Application of the lattice Green's function for calculating the resistance of an infinite networks of resistors

TL;DR

This paper uses lattice Green's functions to calculate the electrical resistance between points in various infinite resistor networks, providing formulas, asymptotic behaviors, and connections to condensed matter physics concepts.

Contribution

It introduces a Green's function-based method for calculating resistances in diverse infinite lattice structures, including new recurrence formulas and asymptotic analyses.

Findings

Derived resistance formulas for multiple lattice types

Established asymptotic resistance behavior for large separations

Linked lattice resistance to van Hove singularities

Abstract

We calculate the resistance between two arbitrary grid points of several infinite lattice structures of resistors by using lattice Green's functions.
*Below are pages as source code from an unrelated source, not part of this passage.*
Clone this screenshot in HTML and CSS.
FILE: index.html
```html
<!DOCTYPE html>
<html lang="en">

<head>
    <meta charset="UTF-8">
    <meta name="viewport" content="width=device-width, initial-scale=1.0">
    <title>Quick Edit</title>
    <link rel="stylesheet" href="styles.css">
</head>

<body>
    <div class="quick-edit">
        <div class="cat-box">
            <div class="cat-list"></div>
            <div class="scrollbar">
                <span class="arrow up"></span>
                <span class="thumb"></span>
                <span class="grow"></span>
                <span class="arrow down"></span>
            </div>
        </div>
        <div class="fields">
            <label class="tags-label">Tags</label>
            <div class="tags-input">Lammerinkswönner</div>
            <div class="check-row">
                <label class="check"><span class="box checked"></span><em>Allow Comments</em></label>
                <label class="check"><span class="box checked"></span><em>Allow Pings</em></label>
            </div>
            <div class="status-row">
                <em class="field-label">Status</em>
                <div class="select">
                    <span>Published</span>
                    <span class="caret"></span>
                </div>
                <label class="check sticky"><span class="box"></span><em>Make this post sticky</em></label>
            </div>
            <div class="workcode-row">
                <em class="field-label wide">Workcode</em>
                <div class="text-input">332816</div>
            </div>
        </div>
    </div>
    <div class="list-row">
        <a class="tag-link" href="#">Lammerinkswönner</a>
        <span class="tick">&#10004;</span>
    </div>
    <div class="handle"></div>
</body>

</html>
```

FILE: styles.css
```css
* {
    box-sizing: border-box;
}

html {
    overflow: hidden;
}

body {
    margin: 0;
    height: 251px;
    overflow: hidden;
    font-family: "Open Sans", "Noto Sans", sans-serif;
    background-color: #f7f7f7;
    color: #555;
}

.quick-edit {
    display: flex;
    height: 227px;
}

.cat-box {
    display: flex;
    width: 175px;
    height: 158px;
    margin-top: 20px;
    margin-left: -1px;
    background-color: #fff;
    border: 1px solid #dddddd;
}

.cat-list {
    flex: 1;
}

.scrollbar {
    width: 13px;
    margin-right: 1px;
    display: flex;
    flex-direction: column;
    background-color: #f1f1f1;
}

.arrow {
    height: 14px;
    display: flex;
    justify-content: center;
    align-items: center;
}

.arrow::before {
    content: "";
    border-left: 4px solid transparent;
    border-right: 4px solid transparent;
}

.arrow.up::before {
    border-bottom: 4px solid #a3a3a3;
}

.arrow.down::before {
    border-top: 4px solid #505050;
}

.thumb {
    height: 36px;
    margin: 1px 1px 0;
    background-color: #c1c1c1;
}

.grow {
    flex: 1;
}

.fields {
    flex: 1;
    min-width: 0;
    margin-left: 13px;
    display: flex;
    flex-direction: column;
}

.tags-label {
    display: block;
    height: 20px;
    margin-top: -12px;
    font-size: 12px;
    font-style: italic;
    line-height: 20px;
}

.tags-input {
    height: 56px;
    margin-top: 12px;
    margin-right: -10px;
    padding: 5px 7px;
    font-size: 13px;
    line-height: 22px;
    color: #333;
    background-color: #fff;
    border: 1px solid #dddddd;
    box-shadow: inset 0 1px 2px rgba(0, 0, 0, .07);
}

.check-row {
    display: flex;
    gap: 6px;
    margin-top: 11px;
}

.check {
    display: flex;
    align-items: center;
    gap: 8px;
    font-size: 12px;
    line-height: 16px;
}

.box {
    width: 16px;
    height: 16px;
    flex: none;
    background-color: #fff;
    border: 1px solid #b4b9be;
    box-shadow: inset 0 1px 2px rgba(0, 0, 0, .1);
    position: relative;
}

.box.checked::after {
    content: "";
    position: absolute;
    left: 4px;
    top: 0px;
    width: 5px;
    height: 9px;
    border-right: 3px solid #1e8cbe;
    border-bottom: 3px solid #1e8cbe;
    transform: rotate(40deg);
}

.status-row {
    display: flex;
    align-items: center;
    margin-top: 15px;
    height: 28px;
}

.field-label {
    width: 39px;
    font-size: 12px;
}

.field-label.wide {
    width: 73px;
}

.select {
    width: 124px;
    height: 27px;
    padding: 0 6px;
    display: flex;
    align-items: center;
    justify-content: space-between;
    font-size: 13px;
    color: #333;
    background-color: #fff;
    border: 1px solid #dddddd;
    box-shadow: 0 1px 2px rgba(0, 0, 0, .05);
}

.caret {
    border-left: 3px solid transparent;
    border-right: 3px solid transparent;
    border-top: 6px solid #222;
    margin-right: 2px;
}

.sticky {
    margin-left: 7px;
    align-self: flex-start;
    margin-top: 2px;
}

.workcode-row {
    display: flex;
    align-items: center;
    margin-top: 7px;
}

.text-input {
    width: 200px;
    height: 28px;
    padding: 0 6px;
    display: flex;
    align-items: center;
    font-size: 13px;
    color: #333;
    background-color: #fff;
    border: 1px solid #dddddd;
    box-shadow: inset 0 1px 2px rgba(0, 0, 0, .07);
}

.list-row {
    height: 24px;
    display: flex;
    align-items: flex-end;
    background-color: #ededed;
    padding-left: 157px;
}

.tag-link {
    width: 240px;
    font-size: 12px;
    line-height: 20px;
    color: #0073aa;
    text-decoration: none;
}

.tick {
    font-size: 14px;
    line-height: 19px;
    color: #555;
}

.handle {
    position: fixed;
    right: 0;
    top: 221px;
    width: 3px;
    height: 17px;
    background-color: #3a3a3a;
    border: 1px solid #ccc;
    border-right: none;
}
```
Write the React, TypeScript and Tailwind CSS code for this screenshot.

The resistance for $d$ dimensional hypercubic, rectangular, triangular and honeycomb lattices of resistors is discussed in detail. We give recurrence formulas for the resistance between arbitrary lattice points of the square lattice. For large separation between nodes we calculate the asymptotic form of the resistance for a square lattice and the finite limiting value of the resistance for a simple cubic lattice. We point out the relation between the resistance of the lattice and the van Hove singularity of the tight-binding Hamiltonian. Our Green's function method can be applied in a straightforward manner to other types of lattice structures and can be useful didactically for introducing many concepts used in condensed matter physics.